Kisah taman modern terbesar Asia di jantung Jakarta
Taman yang dibangun pada era kolonial Belanda itu bernama Taman Wilhelmina. Sangat luas dan indah.
Selain memiliki sejumlah gedung kuno, Jakarta juga dulu memiliki sebuah taman yang indah dipandang mata. Taman yang dibangun pada era kolonial Belanda itu bernama Taman Wilhelmina.
Taman Wilhelmina dibangun Belanda pada abad 19 Masehi. Kala itu, Taman Wilhelmina merupakan taman terluas di Batavia (Jakarta), bahkan, taman modern terbesar di Asia. Taman yang terletak di depan Lapangan Banteng, Gambir, Jakarta Pusat itu, memiliki luas kurang lebih 9,32 hektar.
Alasan pemberian nama Wilhelmina kala itu sebagai bentuk penghormatan warga Belanda yang ada di nusantara kepada calon Ratu Wilhelmina.
Taman itu dibangun atas prakarsa Gubernur Jenderal Van De Bosch pada tahun 1834. Di taman itu terdapat sebuah benteng bernama Benteng (Citadel) Prins Federik Hendrik. Orang pribumi biasa menyebutnya dengan "Gedung Tanah."
Tak hanya itu, Belanda juga membangun sebuah monumen bernama Waterloo atau biasa dikenal dengan nama Monumen Atjeh.

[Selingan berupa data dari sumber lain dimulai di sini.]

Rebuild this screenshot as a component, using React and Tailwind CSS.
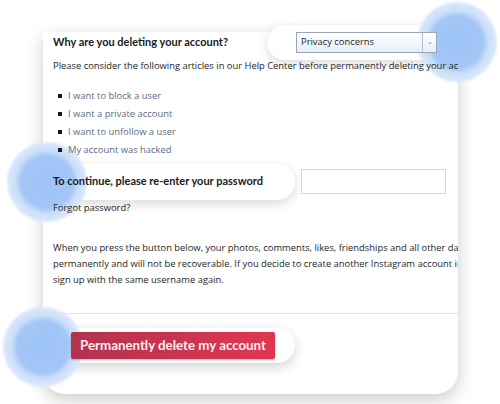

Monumen itu dibangun untuk memperingati jasa-jasa para serdadu Belanda yang tewas saat berperang di Aceh.
Taman yang juga berfungsi sebagai kebun sayur bagi para opsir Belanda di Batavia itu di dalamnya dipenuhi oleh rerimbunan pepohonan. Sejumlah jembatan yang menghubungkan dua tepi sungai Ciliwung juga dibangun di dalamnya.
Alhasil, Taman Wilhelmina begitu sejuk dan indah dipandang mata. Hal itu menjadi salah satu alasan mengapa taman itu ramai dikunjungi.

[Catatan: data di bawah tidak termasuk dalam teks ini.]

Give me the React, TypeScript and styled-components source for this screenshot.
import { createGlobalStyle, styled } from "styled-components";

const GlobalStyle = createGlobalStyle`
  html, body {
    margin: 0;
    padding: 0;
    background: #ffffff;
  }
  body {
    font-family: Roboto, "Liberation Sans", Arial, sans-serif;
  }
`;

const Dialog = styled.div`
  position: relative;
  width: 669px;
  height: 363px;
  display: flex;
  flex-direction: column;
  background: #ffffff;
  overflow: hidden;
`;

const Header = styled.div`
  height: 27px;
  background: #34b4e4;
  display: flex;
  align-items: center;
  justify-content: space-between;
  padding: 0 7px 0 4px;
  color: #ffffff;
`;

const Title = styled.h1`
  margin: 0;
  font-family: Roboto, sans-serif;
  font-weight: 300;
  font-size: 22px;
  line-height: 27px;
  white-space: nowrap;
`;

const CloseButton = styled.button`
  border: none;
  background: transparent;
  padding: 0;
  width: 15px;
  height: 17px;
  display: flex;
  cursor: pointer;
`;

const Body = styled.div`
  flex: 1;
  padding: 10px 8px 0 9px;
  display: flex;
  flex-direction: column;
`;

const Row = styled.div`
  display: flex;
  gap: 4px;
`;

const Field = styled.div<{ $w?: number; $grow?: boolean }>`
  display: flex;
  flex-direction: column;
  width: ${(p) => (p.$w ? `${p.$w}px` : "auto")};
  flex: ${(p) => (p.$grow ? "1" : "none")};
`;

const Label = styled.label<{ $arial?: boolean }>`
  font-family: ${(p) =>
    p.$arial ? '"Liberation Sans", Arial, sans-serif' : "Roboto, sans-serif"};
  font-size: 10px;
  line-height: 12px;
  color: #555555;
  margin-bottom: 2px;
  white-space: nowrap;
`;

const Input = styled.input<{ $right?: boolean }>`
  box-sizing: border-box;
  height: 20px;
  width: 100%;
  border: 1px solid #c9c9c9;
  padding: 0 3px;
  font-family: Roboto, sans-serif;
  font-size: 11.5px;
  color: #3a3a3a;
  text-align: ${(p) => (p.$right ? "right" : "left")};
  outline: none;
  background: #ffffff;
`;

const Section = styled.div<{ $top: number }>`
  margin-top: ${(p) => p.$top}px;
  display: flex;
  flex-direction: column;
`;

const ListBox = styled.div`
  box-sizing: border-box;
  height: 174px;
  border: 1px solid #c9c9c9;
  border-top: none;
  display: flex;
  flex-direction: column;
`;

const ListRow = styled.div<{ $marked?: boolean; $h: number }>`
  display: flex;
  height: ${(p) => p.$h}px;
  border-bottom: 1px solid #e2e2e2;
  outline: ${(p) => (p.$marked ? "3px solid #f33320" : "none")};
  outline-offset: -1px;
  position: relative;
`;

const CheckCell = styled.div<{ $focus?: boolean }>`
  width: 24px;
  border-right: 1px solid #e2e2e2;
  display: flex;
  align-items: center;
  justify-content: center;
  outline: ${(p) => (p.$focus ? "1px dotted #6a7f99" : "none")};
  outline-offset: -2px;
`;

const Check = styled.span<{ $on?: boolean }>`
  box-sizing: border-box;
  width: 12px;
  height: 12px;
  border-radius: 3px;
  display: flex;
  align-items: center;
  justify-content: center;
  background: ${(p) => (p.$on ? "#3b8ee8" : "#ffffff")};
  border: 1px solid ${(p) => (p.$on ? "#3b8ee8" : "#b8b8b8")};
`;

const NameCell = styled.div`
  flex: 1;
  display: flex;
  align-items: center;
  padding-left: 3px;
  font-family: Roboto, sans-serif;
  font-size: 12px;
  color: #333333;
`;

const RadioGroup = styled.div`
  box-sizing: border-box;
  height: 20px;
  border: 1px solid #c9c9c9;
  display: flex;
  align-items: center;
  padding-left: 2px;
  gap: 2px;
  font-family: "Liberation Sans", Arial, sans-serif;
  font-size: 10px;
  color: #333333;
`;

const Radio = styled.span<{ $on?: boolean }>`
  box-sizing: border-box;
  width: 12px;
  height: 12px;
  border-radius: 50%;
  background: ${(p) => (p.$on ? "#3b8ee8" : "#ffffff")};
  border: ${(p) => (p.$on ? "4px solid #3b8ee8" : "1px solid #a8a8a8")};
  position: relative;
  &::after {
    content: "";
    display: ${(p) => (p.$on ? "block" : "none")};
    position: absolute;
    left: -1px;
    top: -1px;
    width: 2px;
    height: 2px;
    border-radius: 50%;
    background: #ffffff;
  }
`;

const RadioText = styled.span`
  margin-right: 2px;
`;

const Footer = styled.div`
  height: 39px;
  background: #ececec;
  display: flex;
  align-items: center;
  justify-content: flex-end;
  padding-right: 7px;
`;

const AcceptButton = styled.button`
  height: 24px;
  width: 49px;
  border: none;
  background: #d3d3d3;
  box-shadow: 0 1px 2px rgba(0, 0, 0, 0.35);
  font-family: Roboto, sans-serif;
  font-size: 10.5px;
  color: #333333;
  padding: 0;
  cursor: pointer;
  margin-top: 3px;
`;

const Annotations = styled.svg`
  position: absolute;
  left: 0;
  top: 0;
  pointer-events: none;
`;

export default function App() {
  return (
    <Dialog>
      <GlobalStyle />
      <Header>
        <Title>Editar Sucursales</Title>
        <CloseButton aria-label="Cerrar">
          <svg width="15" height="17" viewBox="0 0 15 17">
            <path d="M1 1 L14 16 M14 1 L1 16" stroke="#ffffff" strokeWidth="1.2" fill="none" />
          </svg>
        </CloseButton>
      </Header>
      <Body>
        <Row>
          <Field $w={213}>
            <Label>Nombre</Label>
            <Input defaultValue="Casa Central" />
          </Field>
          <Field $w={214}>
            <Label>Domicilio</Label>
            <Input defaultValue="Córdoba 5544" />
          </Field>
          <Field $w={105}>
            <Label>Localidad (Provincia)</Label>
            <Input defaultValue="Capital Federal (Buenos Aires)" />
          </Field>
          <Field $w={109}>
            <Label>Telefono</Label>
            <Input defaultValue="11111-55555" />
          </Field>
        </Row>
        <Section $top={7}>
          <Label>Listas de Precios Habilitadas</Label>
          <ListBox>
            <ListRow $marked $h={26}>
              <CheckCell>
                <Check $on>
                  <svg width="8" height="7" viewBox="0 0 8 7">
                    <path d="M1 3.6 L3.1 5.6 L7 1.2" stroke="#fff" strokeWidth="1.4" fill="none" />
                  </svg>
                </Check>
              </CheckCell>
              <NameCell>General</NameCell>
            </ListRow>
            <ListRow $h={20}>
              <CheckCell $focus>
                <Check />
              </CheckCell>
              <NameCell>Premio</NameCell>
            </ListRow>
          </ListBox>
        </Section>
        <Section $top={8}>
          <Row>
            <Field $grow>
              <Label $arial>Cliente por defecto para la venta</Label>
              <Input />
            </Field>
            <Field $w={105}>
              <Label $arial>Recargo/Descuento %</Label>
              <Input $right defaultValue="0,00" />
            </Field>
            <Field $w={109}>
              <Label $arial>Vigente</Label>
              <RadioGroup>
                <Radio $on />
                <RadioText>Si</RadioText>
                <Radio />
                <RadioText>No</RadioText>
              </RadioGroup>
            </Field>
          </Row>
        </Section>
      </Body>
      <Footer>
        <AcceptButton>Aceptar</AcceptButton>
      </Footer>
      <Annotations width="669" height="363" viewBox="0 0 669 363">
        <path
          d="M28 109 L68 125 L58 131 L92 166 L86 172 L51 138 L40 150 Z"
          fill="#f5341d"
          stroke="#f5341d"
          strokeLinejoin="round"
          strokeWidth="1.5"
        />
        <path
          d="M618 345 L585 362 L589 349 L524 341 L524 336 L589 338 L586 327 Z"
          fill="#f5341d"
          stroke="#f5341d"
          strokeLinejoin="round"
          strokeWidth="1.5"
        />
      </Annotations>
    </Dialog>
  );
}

Bahkan, Taman Wilhelmina menjadi salah satu tujuan rekreasi terfavorit kala itu. Setiap Sabtu dan Minggu tiba, taman itu selalu menjadi tempat rekreasi para pembesar Belanda, tuan tanah, dan orang-orang kaya yang ada di Batavia dengan keluarganya.

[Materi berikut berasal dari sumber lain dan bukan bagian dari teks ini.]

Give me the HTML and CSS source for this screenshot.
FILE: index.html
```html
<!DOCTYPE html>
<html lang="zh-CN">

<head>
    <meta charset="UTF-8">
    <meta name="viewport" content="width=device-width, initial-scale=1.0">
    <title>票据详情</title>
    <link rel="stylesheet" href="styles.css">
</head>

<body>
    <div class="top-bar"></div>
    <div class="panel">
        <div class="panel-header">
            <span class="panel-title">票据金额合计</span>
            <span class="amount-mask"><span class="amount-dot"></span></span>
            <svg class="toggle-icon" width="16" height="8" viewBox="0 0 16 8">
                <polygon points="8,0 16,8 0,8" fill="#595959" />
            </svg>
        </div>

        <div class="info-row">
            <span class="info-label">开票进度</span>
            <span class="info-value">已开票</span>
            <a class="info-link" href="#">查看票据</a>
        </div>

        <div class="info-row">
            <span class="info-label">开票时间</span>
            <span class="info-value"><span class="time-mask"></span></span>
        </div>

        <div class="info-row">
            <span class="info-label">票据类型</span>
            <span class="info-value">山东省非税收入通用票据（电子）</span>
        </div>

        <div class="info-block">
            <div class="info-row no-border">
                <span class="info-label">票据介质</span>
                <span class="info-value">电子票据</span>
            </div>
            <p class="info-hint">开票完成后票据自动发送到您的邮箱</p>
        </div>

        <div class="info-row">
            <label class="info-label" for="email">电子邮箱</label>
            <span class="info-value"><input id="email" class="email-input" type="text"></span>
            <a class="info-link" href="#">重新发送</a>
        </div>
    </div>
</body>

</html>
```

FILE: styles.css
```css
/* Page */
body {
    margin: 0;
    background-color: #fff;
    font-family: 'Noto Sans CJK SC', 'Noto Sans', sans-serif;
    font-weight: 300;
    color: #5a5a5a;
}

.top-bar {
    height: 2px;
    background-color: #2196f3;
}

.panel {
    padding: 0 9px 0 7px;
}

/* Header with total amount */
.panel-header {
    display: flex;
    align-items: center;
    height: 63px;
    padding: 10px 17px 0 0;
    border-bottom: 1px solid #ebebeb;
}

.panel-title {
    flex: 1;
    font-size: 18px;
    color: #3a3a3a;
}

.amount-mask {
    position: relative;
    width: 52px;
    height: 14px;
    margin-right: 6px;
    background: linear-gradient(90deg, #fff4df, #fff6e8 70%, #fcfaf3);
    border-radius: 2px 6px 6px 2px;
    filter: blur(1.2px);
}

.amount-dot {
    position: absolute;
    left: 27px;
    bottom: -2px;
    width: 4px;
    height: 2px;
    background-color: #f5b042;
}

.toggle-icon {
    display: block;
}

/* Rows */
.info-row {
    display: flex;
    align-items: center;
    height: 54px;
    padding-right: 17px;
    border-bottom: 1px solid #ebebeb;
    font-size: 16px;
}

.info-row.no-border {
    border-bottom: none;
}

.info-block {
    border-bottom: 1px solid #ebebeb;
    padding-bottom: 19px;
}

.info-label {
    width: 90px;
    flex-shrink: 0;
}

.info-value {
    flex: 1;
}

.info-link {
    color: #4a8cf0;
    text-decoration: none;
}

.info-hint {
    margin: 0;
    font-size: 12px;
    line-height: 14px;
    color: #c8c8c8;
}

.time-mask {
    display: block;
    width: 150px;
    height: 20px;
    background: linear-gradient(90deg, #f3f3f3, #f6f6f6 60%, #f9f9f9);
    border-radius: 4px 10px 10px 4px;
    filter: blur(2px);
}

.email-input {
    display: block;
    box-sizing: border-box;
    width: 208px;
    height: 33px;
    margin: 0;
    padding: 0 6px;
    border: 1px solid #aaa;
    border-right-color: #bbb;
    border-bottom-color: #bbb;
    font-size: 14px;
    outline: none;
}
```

Lokasi taman yang dekat dengan sungai Ciliwung semakin membuat udara di sekitar taman bertambah sejuk. Para pengunjung dapat dengan jelas mendengarkan gemericik aliran air dari sungai Ciliwung yang saat itu kondisi airnya masih sangat jernih.
"… Sore itu, Taman Wilhelmina tidak begitu ramai. Satu dua pasangan jalan bergandengan tangan menikmati udara sore. Mereka berbincang nyaris tanpa suara. Ada juga pasangan yang duduk di rerumputan tepi kali," demikian gambaran suasana Taman Wilhelmina saat sore hari seperti tertulis dalam buku "Primadona-sebuah roman," karya Nano Riantiarno, terbitan Gramedia Pustaka Utama, 2006.
Namun, pasca-kemerdekaan, Taman Wilhelmina tak lagi terurus. Taman yang terletak di antara Jalan Perwira, Jalan Lapangan Banteng, Jalan Katedral, dan Jalan Veteran itu akhirnya berubah menjadi tempat yang kotor dan tak terawat.
Bahkan, Benteng (Citadel) Prins Federik Hendrik dan Monumen Atjeh yang tadinya terawat dengan baik, berubah dipenuhi lumut. Hiruk pikuk keramaian para bule Belanda yang biasa terlihat setiap akhir pekan tak lagi tampak di taman itu.
Taman Wilhelmina akhirnya dibongkar setelah Presiden Soekarno menyetujui pembangunan Masjid Istiqlal di lokasi itu. Pemancangan tiang pertama masjid yang namanya memiliki arti "Merdeka" itu dilakukan Bung Karno pada tanggal 24 Agustus 1961.